Goldman Sachs puts a $1 trillion question mark over Generative AI

Generative artificial intelligence (AI) has become the latest buzzword across industries and businesses. Most agree that it is going to revolutionise businesses. Yet serious questions hang over its uses and impact. A KPMG survey in the US found executives expect Generative AI to have an enormous impact on business, but most say they are unprepared for immediate adoption.

Now a Goldman Sachs report has raised questions over the use of generative AI in business. Tech giants and beyond are set to spend over $1 trillion on AI capex in coming years, with so far little to show for it, the report says.
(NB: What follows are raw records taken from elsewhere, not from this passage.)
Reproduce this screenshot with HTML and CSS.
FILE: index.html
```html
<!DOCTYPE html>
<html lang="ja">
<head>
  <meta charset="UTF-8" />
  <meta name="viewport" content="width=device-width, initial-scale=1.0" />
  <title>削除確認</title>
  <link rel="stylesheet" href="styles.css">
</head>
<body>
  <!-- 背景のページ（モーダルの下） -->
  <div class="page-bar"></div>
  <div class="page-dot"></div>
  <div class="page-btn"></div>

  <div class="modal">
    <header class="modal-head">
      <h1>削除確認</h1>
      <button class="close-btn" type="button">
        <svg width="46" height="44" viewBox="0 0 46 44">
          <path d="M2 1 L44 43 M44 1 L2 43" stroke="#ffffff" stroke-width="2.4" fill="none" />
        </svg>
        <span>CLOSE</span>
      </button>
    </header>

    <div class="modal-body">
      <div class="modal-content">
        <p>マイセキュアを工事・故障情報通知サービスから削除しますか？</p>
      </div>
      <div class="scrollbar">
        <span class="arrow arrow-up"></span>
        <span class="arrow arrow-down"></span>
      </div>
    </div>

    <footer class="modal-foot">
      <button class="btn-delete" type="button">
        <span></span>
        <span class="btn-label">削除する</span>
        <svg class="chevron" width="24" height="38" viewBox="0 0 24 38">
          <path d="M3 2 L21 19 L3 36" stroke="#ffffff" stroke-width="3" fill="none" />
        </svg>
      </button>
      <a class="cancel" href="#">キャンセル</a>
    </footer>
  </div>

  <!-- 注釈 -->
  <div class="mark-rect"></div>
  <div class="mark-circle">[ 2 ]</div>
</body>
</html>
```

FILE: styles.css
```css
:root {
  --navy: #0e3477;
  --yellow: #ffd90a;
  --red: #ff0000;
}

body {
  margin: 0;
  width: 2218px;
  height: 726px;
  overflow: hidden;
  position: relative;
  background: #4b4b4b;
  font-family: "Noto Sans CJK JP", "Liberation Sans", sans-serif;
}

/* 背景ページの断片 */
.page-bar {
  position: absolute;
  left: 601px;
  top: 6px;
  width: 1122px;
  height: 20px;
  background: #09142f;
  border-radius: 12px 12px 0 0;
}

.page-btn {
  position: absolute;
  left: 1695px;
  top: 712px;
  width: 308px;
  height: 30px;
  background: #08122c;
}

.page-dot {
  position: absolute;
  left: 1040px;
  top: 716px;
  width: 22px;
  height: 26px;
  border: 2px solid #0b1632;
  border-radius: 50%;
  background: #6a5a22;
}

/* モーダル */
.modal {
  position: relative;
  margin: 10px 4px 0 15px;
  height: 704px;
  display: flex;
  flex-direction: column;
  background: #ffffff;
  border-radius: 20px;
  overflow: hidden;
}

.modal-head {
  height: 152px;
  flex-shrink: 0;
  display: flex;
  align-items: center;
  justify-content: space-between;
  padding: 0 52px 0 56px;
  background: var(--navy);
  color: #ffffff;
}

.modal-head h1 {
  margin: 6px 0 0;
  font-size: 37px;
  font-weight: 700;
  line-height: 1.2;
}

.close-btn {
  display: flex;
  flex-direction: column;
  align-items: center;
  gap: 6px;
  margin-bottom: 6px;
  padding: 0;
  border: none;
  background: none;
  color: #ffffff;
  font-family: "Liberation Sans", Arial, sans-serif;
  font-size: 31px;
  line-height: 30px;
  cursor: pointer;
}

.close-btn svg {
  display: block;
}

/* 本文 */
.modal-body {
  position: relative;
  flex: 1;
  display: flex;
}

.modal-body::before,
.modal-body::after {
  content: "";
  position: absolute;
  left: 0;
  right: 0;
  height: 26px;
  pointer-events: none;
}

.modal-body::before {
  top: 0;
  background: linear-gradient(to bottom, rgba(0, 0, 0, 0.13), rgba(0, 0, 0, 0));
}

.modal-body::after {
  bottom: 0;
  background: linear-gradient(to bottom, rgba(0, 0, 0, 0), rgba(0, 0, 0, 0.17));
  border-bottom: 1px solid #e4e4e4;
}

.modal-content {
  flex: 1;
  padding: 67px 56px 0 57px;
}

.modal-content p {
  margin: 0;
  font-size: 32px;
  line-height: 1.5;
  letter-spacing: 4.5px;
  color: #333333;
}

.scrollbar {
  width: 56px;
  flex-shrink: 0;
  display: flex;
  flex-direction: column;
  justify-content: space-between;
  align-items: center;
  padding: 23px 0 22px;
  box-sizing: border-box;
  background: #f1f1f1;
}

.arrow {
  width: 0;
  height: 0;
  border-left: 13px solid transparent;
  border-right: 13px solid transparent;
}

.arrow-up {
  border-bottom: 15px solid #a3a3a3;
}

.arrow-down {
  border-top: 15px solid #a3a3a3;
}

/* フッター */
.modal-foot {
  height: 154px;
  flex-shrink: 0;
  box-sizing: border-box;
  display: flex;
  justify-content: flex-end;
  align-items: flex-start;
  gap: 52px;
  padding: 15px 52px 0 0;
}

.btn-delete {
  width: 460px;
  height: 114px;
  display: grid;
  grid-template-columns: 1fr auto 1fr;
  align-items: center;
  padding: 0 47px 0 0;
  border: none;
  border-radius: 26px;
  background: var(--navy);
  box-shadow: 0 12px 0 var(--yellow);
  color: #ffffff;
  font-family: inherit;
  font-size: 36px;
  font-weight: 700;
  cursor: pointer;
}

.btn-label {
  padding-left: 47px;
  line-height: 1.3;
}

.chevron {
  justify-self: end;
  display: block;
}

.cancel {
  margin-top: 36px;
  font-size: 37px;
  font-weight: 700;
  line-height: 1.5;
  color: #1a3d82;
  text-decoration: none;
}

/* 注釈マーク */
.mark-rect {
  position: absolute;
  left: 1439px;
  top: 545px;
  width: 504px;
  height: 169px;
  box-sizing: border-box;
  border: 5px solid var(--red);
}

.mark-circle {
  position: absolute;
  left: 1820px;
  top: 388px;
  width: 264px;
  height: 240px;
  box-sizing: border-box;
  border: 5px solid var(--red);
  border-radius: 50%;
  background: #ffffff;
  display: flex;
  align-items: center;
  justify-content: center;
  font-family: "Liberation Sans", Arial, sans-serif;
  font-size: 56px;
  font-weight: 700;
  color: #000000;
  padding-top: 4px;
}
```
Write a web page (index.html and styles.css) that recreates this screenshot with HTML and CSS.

It questions if this large spend will ever pay off? In the report, many experts have expressed doubts over any revolutionary impact of AI in the short term. A few other experts are more optimistic about AI’s economic potential and its ability to ultimately generate returns beyond what they call the current “picks and shovels” phase when AI’s “killer application” hasn’t emerged. “But despite these concerns and constraints, we still see room for the AI theme to run, either because AI starts to deliver on its promise, or because bubbles take a long time to burst,” says the report.

How productive can Generative AI be?
In an interview with Goldman Sachs, Daron Acemoglu, Institute Professor at MIT, who has written several books, including ‘Why Nations Fail: The Origins of Power, Prosperity, and Poverty’ and his latest, ‘Power and Progress: Our Thousand-Year Struggle Over Technology and Prosperity’, argued that the upside to US productivity and growth from generative AI technology over the next decade—and perhaps beyond—will likely be more limited than many expect.

Acemoglu estimates that only a quarter of AI exposed tasks will be cost-effective to automate within the next 10 years, implying that AI will impact less than 5% of all tasks. And he doesn’t take much comfort from history that shows technologies improving and becoming less costly over time, arguing that AI model advances likely won’t occur nearly as quickly — or be nearly as impressive — as many believe.

Acemoglu also questions whether AI adoption will create new tasks and products, saying these impacts are “not a law of nature.” He estimates that total factor productivity effects within the next decade should be no more than 0.66%—and an even lower 0.53% when adjusting for the complexity of hard-to-learn tasks. And that figure roughly translates into a 0.9% GDP impact over the decade.

“Every human invention should be celebrated, and generative AI is a true human invention,” Acemoglu says. “But too much optimism and hype may lead to the premature use of technologies that are not yet ready for prime time. This risk seems particularly high today for using AI to advance automation. Too much automation too soon could create bottlenecks and other problems for firms that no longer have the flexibility and trouble-shooting capabilities that human capital provides.”Return on investment
Jim Covello is Head of Global Equity Research at Goldman Sachs, argues that to earn an adequate return on costly AI technology, AI must solve very complex problems, which it currently isn’t capable of doing, and may never be.”My main concern is that the substantial cost to develop and run AI technology means that AI applications must solve extremely complex and important problems for enterprises to earn an appropriate return on investment (ROI),” he says. “We estimate that the AI infrastructure buildout will cost over $1tn in the next several years alone, which includes spending on data centers, utilities, and applications. So, the crucial question is: What $1tn problem will AI solve? Replacing low-wage jobs with tremendously costly technology is basically the polar opposite of the prior technology transitions I’ve witnessed in my thirty years of closely following the tech industry.”

“Many people attempt to compare AI today to the early days of the internet,” Covello says. “But even in its infancy, the internet was a low-cost technology solution that enabled e-commerce to replace costly incumbent solutions. Amazon could sell books at a lower cost than Barnes & Noble because it didn’t have to maintain costly brick-and-mortar locations. Fast forward three decades, and Web 2.0 is still providing cheaper solutions that are disrupting more expensive solutions, such as Uber displacing limousine services. While the question of whether AI technology will ever deliver on the promise many people are excited about today is certainly debatable, the less debatable point is that AI technology is exceptionally expensive, and to justify those costs, the technology must be able to solve complex problems, which it isn’t designed to do.”

Covello doesn’t think that technology costs decline dramatically as technology evolves due to lack of competition as Nvidia is the only company currently capable of producing the GPUs that power AI, and because the starting point for costs is so high that even if costs decline, they would have to do so dramatically to make automating tasks with AI affordable.